A roundup of investment news from Morningstar Advisor magazine.

Morningstar Analysts, 10/18/2010

Risks and Rewards of Emerging-Markets Bonds
Investors who shy away from foreign stocks because of their risks miss out on numerous opportunities by limiting their equity investments to the United States. Morningstar research and communications manager Jim Licato says that the same can be said for emerging-markets debt, with many investors preferring to invest in developed nations' fixed-income markets. "With the recent crises in Europe, however, along with the growing debt burdens in developed nations," Licato says, "it might be time for investors to consider adding emerging-markets bonds to their portfolios."

Investors have long been made aware of both the diversification and performance benefits that come from holding non-U.S. equity investments. A similar case can be made for a portfolio's fixed-income side. Holding international bonds can add useful diversification, Licato says. The performance of international bond markets does not correlate with that of U.S. markets. Moreover, international fixed-income returns have been impressive.

In the chart below, Licato compares returns of emerging-markets bonds over various holding periods with the returns of different domestic bonds. Over every time period analyzed, from short term (one year) to long term (15 years), emerging-markets bonds were the top performer. Although this performance might make emerging-markets bonds appear attractive, keep in mind that a high level of risk also accompanies this asset class. Investors considering emerging-markets investments must be comfortable with their special risks, such as fluctuations in currency, foreign taxation, economic risks, political risks, and differences in accounting and financial standards.

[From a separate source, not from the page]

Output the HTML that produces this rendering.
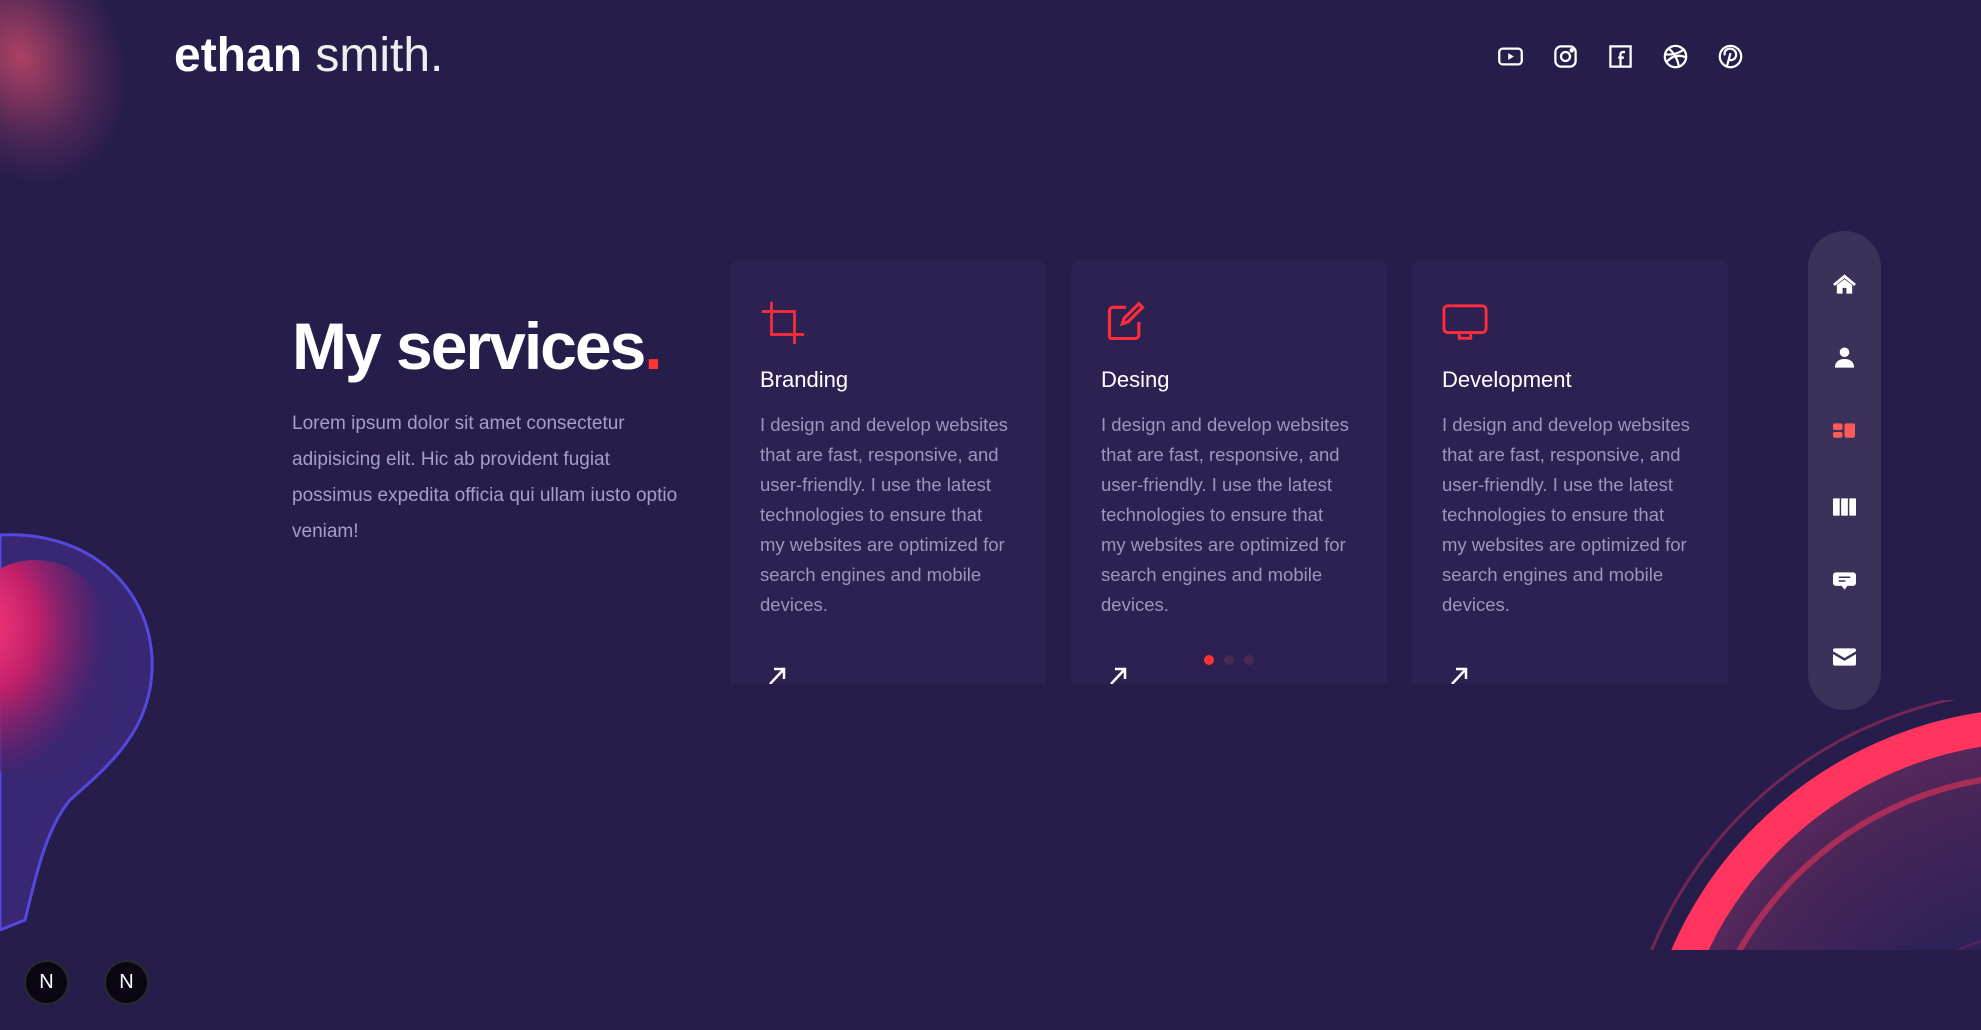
<!DOCTYPE html>
<html><head><meta charset="utf-8"><style>
*{margin:0;padding:0;box-sizing:border-box}
html,body{width:1981px;height:1030px;overflow:hidden}
body{background:#271d4b;font-family:"Liberation Sans",sans-serif;position:relative;color:#fff}
.abs{position:absolute}
.logo{left:174px;top:28px;font-size:48px;white-space:nowrap}
.logo b{font-weight:700}.logo span{font-weight:300;color:#eee}
.red{color:#ff3333}
.soc{top:43px;width:27px;height:27px}
h1{position:absolute;left:292px;top:308px;font-size:66px;font-weight:700;letter-spacing:-2px;white-space:nowrap}
.lead{left:292px;top:406px;width:400px;font-size:19px;line-height:36px;color:#a69ec6;font-weight:300}
.card{top:260px;width:316px;height:424px;background:#2d2152;border-radius:10px 10px 0 0;overflow:hidden}
.card .ic{position:absolute;left:30px;top:40px}
.card h3{position:absolute;left:30px;top:107px;font-size:22px;font-weight:400}
.card p{position:absolute;left:30px;top:150px;white-space:nowrap;font-size:18.5px;line-height:30px;color:#9d95bd;font-weight:300}
.card .ar{position:absolute;left:38px;bottom:0}
.side{left:1808px;top:231px;width:73px;height:479px;background:#3b3159;border-radius:37px}
.side svg{position:absolute;left:25px}
.n{width:45px;height:45px;border-radius:50%;background:#0b0712;border:2px solid #2a2a2a;top:960px;color:#fff;font-size:20px;text-align:center;line-height:41px}
.dot{top:655px;width:10px;height:10px;border-radius:50%}
</style></head><body>
<div class="abs" style="left:-40px;top:-40px;width:170px;height:220px;background:radial-gradient(ellipse at 40% 40%,rgba(230,80,110,.7),rgba(160,60,110,.3) 45%,transparent 70%);transform:rotate(-25deg)"></div>
<svg class="abs" style="left:0;top:500px" width="170" height="460">
<defs><radialGradient id="b" cx="0.2" cy="0.3" r="0.7"><stop offset="0" stop-color="#ff3a7a"/><stop offset=".45" stop-color="#c0206a"/><stop offset="1" stop-color="#3a2470" stop-opacity=".6"/></radialGradient></defs>
<path d="M0 35 C90 30 155 90 152 170 C150 230 110 265 70 300 C45 330 35 380 25 420 L0 430 Z" fill="#3a2a78" stroke="#5a4cf0" stroke-width="3" opacity=".9"/>
<ellipse cx="35" cy="170" rx="90" ry="110" fill="url(#b)"/>
</svg>
<svg class="abs" style="left:1600px;top:700px" width="381" height="250">
<defs><radialGradient id="r" cx="0.5" cy="0.5" r="0.5"><stop offset=".5" stop-color="#2e2258"/><stop offset=".85" stop-color="#4a2557"/><stop offset="1" stop-color="#5a2a5c"/></radialGradient></defs>
<circle cx="440" cy="410" r="385" fill="url(#r)"/>
<circle cx="440" cy="410" r="385" fill="none" stroke="#ff3560" stroke-width="34"/>
<circle cx="440" cy="420" r="345" fill="none" stroke="#c0305a" stroke-width="6" opacity=".8"/>
<circle cx="440" cy="410" r="420" fill="none" stroke="#c03060" stroke-width="3" opacity=".5"/>
<circle cx="450" cy="450" r="220" fill="none" stroke="#7a2a5c" stroke-width="2" opacity=".6"/>
</svg>
<div class="abs logo"><b>ethan</b> <span>smith</span><span class="red">.</span></div>
<svg class="abs soc" style="left:1497px" viewBox="0 0 24 24" fill="none" stroke="#fff" stroke-width="2"><rect x="2" y="5" width="20" height="14" rx="3"/><path d="M10 9l5 3-5 3z" fill="#fff" stroke="none"/></svg>
<svg class="abs soc" style="left:1552px" viewBox="0 0 24 24" fill="none" stroke="#fff" stroke-width="2"><rect x="3" y="3" width="18" height="18" rx="5"/><circle cx="12" cy="12" r="4"/><circle cx="17.5" cy="6.5" r="1" fill="#fff"/></svg>
<svg class="abs soc" style="left:1607px" viewBox="0 0 24 24" fill="none" stroke="#fff" stroke-width="2"><rect x="3" y="3" width="18" height="18"/><path d="M16 8h-2a2 2 0 0 0-2 2v11M10 13h5"/></svg>
<svg class="abs soc" style="left:1662px" viewBox="0 0 24 24" fill="none" stroke="#fff" stroke-width="2"><circle cx="12" cy="12" r="9.5"/><path d="M6 5c5 4 8 10 9 16M3 10c6 1 13-1 17-5M4 17c5-6 11-7 18-4"/></svg>
<svg class="abs soc" style="left:1717px" viewBox="0 0 24 24" fill="none" stroke="#fff" stroke-width="2"><circle cx="12" cy="12" r="9.5"/><path d="M9 20l3-11M10 15c4 1 7-1 7-5 0-3-3-5-5-5-4 0-6 3-5 6"/></svg>
<h1>My services<span class="red">.</span></h1>
<div class="abs lead">Lorem ipsum dolor sit amet consectetur adipisicing elit. Hic ab provident fugiat possimus expedita officia qui ullam iusto optio veniam!</div>
<div class="abs card" style="left:730px">
<svg class="ic" width="46" height="46" viewBox="0 0 24 24" fill="none" stroke="#ff2d3a" stroke-width="1.4"><path d="M6 1v17h17M1 6h17v17"/></svg>
<h3>Branding</h3>
<p>I design and develop websites<br>that are fast, responsive, and<br>user-friendly. I use the latest<br>technologies to ensure that<br>my websites are optimized for<br>search engines and mobile<br>devices.</p>
<svg class="ar" width="22" height="18" viewBox="0 0 22 18" fill="none" stroke="#fff" stroke-width="2.5"><path d="M2 18L16 3M6 3h10v10"/></svg>
</div>
<div class="abs card" style="left:1071px">
<svg class="ic" width="44" height="44" viewBox="0 0 24 24" fill="none" stroke="#ff2d3a" stroke-width="1.7" style="left:33px"><path d="M12 4H5a2 2 0 0 0-2 2v14a1 1 0 0 0 1 1h13a2 2 0 0 0 2-2v-7"/><path d="M19 2l2 2-8 8-3 1 1-3z"/></svg>
<h3>Desing</h3>
<p>I design and develop websites<br>that are fast, responsive, and<br>user-friendly. I use the latest<br>technologies to ensure that<br>my websites are optimized for<br>search engines and mobile<br>devices.</p>
<svg class="ar" width="22" height="18" viewBox="0 0 22 18" fill="none" stroke="#fff" stroke-width="2.5"><path d="M2 18L16 3M6 3h10v10"/></svg>
</div>
<div class="abs card" style="left:1412px">
<svg class="ic" width="46" height="46" viewBox="0 0 24 24" fill="none" stroke="#ff2d3a" stroke-width="1.5"><rect x="1" y="3" width="22" height="14" rx="2"/><path d="M9 17v3h6v-3"/></svg>
<h3>Development</h3>
<p>I design and develop websites<br>that are fast, responsive, and<br>user-friendly. I use the latest<br>technologies to ensure that<br>my websites are optimized for<br>search engines and mobile<br>devices.</p>
<svg class="ar" width="22" height="18" viewBox="0 0 22 18" fill="none" stroke="#fff" stroke-width="2.5"><path d="M2 18L16 3M6 3h10v10"/></svg>
</div>
<div class="abs dot" style="left:1204px;background:#ff3333"></div>
<div class="abs dot" style="left:1224px;background:#4a2a55"></div>
<div class="abs dot" style="left:1244px;background:#4a2a55"></div>
<div class="abs side">
<svg style="top:42px" width="23" height="22" viewBox="0 0 24 22" fill="#fff"><path d="M12 1L0 11l2 2 10-8 10 8 2-2z"/><path d="M4 12l8-6 8 6v9h-6v-6h-4v6H4z"/></svg>
<svg style="top:115px" width="23" height="24" viewBox="0 0 24 24" fill="#fff"><circle cx="12" cy="6" r="5"/><path d="M2 22c0-6 4-9 10-9s10 3 10 9z"/></svg>
<svg style="top:190px" width="23" height="20" viewBox="0 0 24 20" fill="#ff5a5a"><rect x="0" y="2" width="10" height="7" rx="2"/><rect x="0" y="11" width="10" height="6" rx="2"/><rect x="12" y="2" width="11" height="15" rx="2"/></svg>
<svg style="top:266px" width="23" height="20" viewBox="0 0 24 20" fill="#fff"><rect x="0" y="1" width="7" height="18"/><rect x="8.5" y="1" width="7" height="18"/><rect x="17" y="1" width="7" height="18"/></svg>
<svg style="top:340px" width="23" height="22" viewBox="0 0 24 22" fill="#fff"><path d="M3 1h18a3 3 0 0 1 3 3v8a3 3 0 0 1-3 3h-6l-3 4-3-4H3a3 3 0 0 1-3-3V4a3 3 0 0 1 3-3z"/><path d="M6 6h12M6 10h7" stroke="#3b3159" stroke-width="1.6"/></svg>
<svg style="top:417px" width="23" height="18" viewBox="0 0 24 18" fill="#fff"><path d="M2 0h20a2 2 0 0 1 2 2v1l-12 7L0 3V2a2 2 0 0 1 2-2z"/><path d="M0 6l12 7 12-7v10a2 2 0 0 1-2 2H2a2 2 0 0 1-2-2z"/></svg>
</div>
<div class="abs n" style="left:24px">N</div>
<div class="abs n" style="left:104px">N</div>
</body></html>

Improvements in both the economic policies and government transparency of emerging- markets countries should help to limit volatility going forward for this market segment, but future results cannot be predicted. For investors who are willing to take on an added risk, the potential reward could be appealing.

How Expenses and Stars Predict Success
Investors should make expense ratios a primary test in fund selection, according to a recent study by Morningstar fund analysts. The study looked at how expense ratios and the Morningstar Rating for funds predict future performance. In 23 out of 40 (58%) observations, expense ratios had a better success ratio than did the star rating.

In the study, analysts took a snapshot of expense ratios and star ratings from 2005 through 2008 and then tracked their progress through March 2010 using measures such as total return and the success ratio, which shows what percentage of funds in a given group survived and outperformed their peers. The study placed funds into five broad asset classes: domestic equity, international equity, balanced, taxable bond, and municipal bond.